-- start of Data segment --

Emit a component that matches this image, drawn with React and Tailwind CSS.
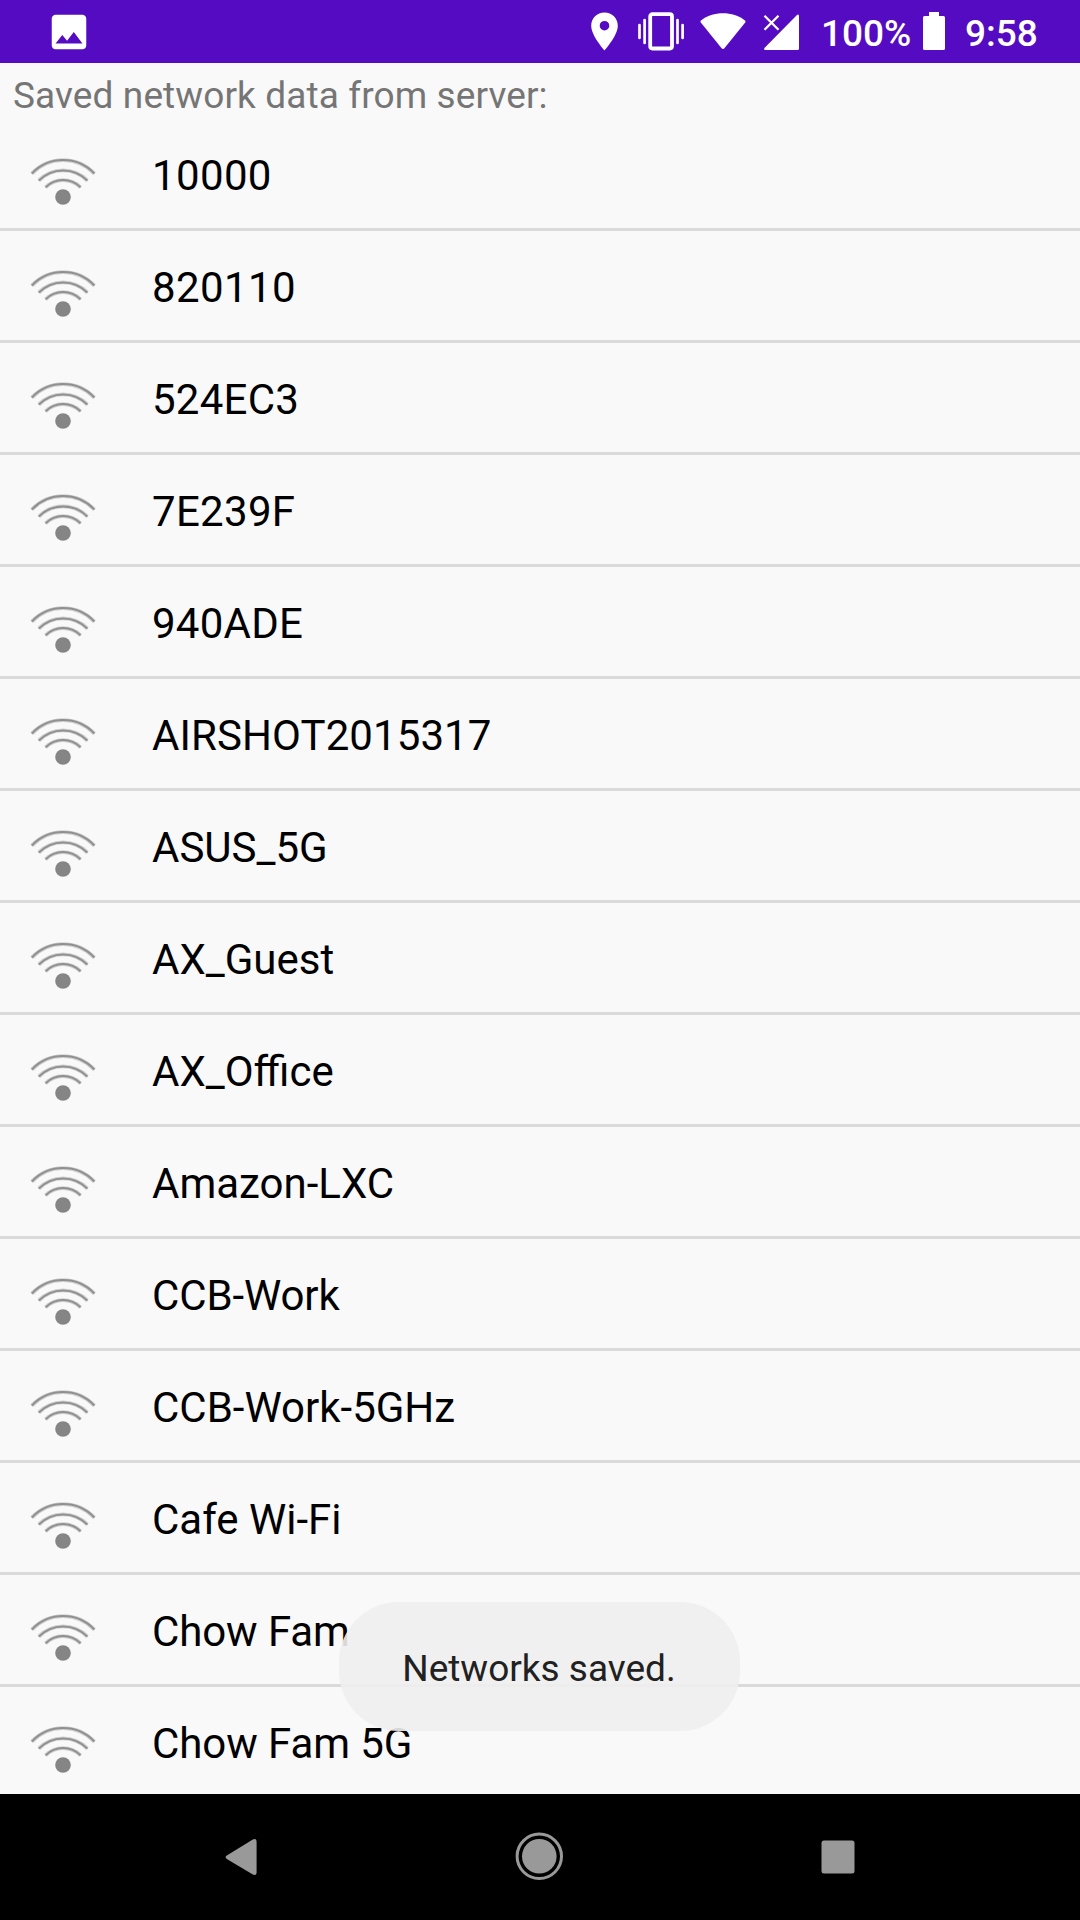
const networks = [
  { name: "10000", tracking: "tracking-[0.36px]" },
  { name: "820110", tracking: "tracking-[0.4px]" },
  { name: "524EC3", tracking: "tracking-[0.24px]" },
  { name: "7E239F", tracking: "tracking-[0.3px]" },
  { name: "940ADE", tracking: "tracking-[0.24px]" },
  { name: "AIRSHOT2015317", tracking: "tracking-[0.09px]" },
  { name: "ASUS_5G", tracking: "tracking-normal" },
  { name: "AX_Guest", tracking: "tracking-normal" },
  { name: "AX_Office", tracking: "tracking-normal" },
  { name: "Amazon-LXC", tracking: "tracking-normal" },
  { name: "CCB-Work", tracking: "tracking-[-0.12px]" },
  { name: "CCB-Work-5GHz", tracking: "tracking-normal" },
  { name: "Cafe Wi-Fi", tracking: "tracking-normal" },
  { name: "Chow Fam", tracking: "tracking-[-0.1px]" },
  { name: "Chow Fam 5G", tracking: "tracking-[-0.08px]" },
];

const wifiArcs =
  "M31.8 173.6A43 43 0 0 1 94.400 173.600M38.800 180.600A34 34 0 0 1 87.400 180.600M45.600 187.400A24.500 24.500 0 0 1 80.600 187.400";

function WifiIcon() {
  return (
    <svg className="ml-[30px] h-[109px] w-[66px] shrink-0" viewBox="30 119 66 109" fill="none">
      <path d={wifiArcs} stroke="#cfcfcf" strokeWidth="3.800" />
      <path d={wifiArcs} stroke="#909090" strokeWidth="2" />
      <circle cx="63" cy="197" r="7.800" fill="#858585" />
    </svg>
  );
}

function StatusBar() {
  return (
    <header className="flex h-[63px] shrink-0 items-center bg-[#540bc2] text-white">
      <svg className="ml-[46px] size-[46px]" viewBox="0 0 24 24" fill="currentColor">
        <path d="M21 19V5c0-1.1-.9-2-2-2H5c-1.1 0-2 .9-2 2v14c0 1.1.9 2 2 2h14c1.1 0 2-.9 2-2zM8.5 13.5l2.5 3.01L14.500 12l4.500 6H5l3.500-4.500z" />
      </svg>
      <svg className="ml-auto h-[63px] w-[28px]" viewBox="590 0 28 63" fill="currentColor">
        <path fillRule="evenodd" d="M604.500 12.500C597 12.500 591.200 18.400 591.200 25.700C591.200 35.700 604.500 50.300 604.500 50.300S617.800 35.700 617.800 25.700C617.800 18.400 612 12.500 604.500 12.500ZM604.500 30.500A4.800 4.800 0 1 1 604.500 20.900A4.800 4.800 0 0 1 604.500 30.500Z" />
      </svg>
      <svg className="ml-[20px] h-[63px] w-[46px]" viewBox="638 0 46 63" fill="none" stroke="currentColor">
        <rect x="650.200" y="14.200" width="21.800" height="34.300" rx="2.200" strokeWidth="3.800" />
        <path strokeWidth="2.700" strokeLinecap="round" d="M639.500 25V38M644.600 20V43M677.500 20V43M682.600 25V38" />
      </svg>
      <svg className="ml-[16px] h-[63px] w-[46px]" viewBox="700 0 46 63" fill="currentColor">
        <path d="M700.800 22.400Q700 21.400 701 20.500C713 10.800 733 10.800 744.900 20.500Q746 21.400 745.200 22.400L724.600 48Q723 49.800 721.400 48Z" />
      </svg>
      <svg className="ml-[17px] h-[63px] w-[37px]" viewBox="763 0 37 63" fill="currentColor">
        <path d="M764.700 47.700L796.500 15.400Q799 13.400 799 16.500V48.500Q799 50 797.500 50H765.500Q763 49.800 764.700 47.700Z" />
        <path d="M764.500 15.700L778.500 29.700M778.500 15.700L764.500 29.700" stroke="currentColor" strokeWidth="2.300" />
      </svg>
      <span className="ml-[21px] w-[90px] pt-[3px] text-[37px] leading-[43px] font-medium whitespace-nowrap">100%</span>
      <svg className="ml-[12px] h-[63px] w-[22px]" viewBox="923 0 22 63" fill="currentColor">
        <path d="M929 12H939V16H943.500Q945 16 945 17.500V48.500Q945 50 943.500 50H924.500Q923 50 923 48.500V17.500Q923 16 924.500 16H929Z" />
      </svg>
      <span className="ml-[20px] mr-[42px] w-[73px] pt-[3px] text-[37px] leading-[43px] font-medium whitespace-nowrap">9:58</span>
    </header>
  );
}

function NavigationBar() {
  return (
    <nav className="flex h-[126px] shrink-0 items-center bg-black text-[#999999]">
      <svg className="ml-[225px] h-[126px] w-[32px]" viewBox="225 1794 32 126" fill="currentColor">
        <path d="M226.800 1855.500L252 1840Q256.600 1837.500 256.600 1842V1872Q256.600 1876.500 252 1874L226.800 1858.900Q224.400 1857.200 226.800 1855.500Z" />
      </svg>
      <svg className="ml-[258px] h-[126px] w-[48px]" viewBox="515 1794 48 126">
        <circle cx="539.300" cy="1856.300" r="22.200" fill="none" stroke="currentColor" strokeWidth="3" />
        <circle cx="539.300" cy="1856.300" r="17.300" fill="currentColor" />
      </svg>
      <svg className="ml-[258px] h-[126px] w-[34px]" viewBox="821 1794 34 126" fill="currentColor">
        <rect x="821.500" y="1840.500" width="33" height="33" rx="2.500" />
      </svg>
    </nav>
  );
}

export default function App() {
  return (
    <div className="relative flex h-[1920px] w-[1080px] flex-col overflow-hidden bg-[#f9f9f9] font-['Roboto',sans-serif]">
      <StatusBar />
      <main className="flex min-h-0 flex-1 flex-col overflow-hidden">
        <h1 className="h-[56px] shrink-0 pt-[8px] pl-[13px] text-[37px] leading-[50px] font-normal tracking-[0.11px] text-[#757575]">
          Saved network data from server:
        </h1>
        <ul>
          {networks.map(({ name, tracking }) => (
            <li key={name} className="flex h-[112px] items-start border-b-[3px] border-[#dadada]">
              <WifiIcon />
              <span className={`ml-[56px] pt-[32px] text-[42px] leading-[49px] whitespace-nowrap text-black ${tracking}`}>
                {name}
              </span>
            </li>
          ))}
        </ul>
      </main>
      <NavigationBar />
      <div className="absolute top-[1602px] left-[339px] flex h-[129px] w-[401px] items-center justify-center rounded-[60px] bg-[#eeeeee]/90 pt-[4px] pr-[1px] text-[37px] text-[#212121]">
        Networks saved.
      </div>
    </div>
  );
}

-- end of Data segment --

» Task requirements
Your copy of the data above should match it exactly, except that pictures are left out.

» Exercise result
Emit a component that matches this image, drawn with React and Tailwind CSS.
const networks = [
  { name: "10000", tracking: "tracking-[0.36px]" },
  { name: "820110", tracking: "tracking-[0.4px]" },
  { name: "524EC3", tracking: "tracking-[0.24px]" },
  { name: "7E239F", tracking: "tracking-[0.3px]" },
  { name: "940ADE", tracking: "tracking-[0.24px]" },
  { name: "AIRSHOT2015317", tracking: "tracking-[0.09px]" },
  { name: "ASUS_5G", tracking: "tracking-normal" },
  { name: "AX_Guest", tracking: "tracking-normal" },
  { name: "AX_Office", tracking: "tracking-normal" },
  { name: "Amazon-LXC", tracking: "tracking-normal" },
  { name: "CCB-Work", tracking: "tracking-[-0.12px]" },
  { name: "CCB-Work-5GHz", tracking: "tracking-normal" },
  { name: "Cafe Wi-Fi", tracking: "tracking-normal" },
  { name: "Chow Fam", tracking: "tracking-[-0.1px]" },
  { name: "Chow Fam 5G", tracking: "tracking-[-0.08px]" },
];

const wifiArcs =
  "M31.8 173.6A43 43 0 0 1 94.400 173.600M38.800 180.600A34 34 0 0 1 87.400 180.600M45.600 187.400A24.500 24.500 0 0 1 80.600 187.400";

function WifiIcon() {
  return (
    <svg className="ml-[30px] h-[109px] w-[66px] shrink-0" viewBox="30 119 66 109" fill="none">
      <path d={wifiArcs} stroke="#cfcfcf" strokeWidth="3.800" />
      <path d={wifiArcs} stroke="#909090" strokeWidth="2" />
      <circle cx="63" cy="197" r="7.800" fill="#858585" />
    </svg>
  );
}

function StatusBar() {
  return (
    <header className="flex h-[63px] shrink-0 items-center bg-[#540bc2] text-white">
      <svg className="ml-[46px] size-[46px]" viewBox="0 0 24 24" fill="currentColor">
        <path d="M21 19V5c0-1.1-.9-2-2-2H5c-1.1 0-2 .9-2 2v14c0 1.1.9 2 2 2h14c1.1 0 2-.9 2-2zM8.5 13.5l2.5 3.01L14.500 12l4.500 6H5l3.500-4.500z" />
      </svg>
      <svg className="ml-auto h-[63px] w-[28px]" viewBox="590 0 28 63" fill="currentColor">
        <path fillRule="evenodd" d="M604.500 12.500C597 12.500 591.200 18.400 591.200 25.700C591.200 35.700 604.500 50.300 604.500 50.300S617.800 35.700 617.800 25.700C617.800 18.400 612 12.500 604.500 12.500ZM604.500 30.500A4.800 4.800 0 1 1 604.500 20.900A4.800 4.800 0 0 1 604.500 30.500Z" />
      </svg>
      <svg className="ml-[20px] h-[63px] w-[46px]" viewBox="638 0 46 63" fill="none" stroke="currentColor">
        <rect x="650.200" y="14.200" width="21.800" height="34.300" rx="2.200" strokeWidth="3.800" />
        <path strokeWidth="2.700" strokeLinecap="round" d="M639.500 25V38M644.600 20V43M677.500 20V43M682.600 25V38" />
      </svg>
      <svg className="ml-[16px] h-[63px] w-[46px]" viewBox="700 0 46 63" fill="currentColor">
        <path d="M700.800 22.400Q700 21.400 701 20.500C713 10.800 733 10.800 744.900 20.500Q746 21.400 745.200 22.400L724.600 48Q723 49.800 721.400 48Z" />
      </svg>
      <svg className="ml-[17px] h-[63px] w-[37px]" viewBox="763 0 37 63" fill="currentColor">
        <path d="M764.700 47.700L796.500 15.400Q799 13.400 799 16.500V48.500Q799 50 797.500 50H765.500Q763 49.800 764.700 47.700Z" />
        <path d="M764.500 15.700L778.500 29.700M778.500 15.700L764.500 29.700" stroke="currentColor" strokeWidth="2.300" />
      </svg>
      <span className="ml-[21px] w-[90px] pt-[3px] text-[37px] leading-[43px] font-medium whitespace-nowrap">100%</span>
      <svg className="ml-[12px] h-[63px] w-[22px]" viewBox="923 0 22 63" fill="currentColor">
        <path d="M929 12H939V16H943.500Q945 16 945 17.500V48.500Q945 50 943.500 50H924.500Q923 50 923 48.500V17.500Q923 16 924.500 16H929Z" />
      </svg>
      <span className="ml-[20px] mr-[42px] w-[73px] pt-[3px] text-[37px] leading-[43px] font-medium whitespace-nowrap">9:58</span>
    </header>
  );
}

function NavigationBar() {
  return (
    <nav className="flex h-[126px] shrink-0 items-center bg-black text-[#999999]">
      <svg className="ml-[225px] h-[126px] w-[32px]" viewBox="225 1794 32 126" fill="currentColor">
        <path d="M226.800 1855.500L252 1840Q256.600 1837.500 256.600 1842V1872Q256.600 1876.500 252 1874L226.800 1858.900Q224.400 1857.200 226.800 1855.500Z" />
      </svg>
      <svg className="ml-[258px] h-[126px] w-[48px]" viewBox="515 1794 48 126">
        <circle cx="539.300" cy="1856.300" r="22.200" fill="none" stroke="currentColor" strokeWidth="3" />
        <circle cx="539.300" cy="1856.300" r="17.300" fill="currentColor" />
      </svg>
      <svg className="ml-[258px] h-[126px] w-[34px]" viewBox="821 1794 34 126" fill="currentColor">
        <rect x="821.500" y="1840.500" width="33" height="33" rx="2.500" />
      </svg>
    </nav>
  );
}

export default function App() {
  return (
    <div className="relative flex h-[1920px] w-[1080px] flex-col overflow-hidden bg-[#f9f9f9] font-['Roboto',sans-serif]">
      <StatusBar />
      <main className="flex min-h-0 flex-1 flex-col overflow-hidden">
        <h1 className="h-[56px] shrink-0 pt-[8px] pl-[13px] text-[37px] leading-[50px] font-normal tracking-[0.11px] text-[#757575]">
          Saved network data from server:
        </h1>
        <ul>
          {networks.map(({ name, tracking }) => (
            <li key={name} className="flex h-[112px] items-start border-b-[3px] border-[#dadada]">
              <WifiIcon />
              <span className={`ml-[56px] pt-[32px] text-[42px] leading-[49px] whitespace-nowrap text-black ${tracking}`}>
                {name}
              </span>
            </li>
          ))}
        </ul>
      </main>
      <NavigationBar />
      <div className="absolute top-[1602px] left-[339px] flex h-[129px] w-[401px] items-center justify-center rounded-[60px] bg-[#eeeeee]/90 pt-[4px] pr-[1px] text-[37px] text-[#212121]">
        Networks saved.
      </div>
    </div>
  );
}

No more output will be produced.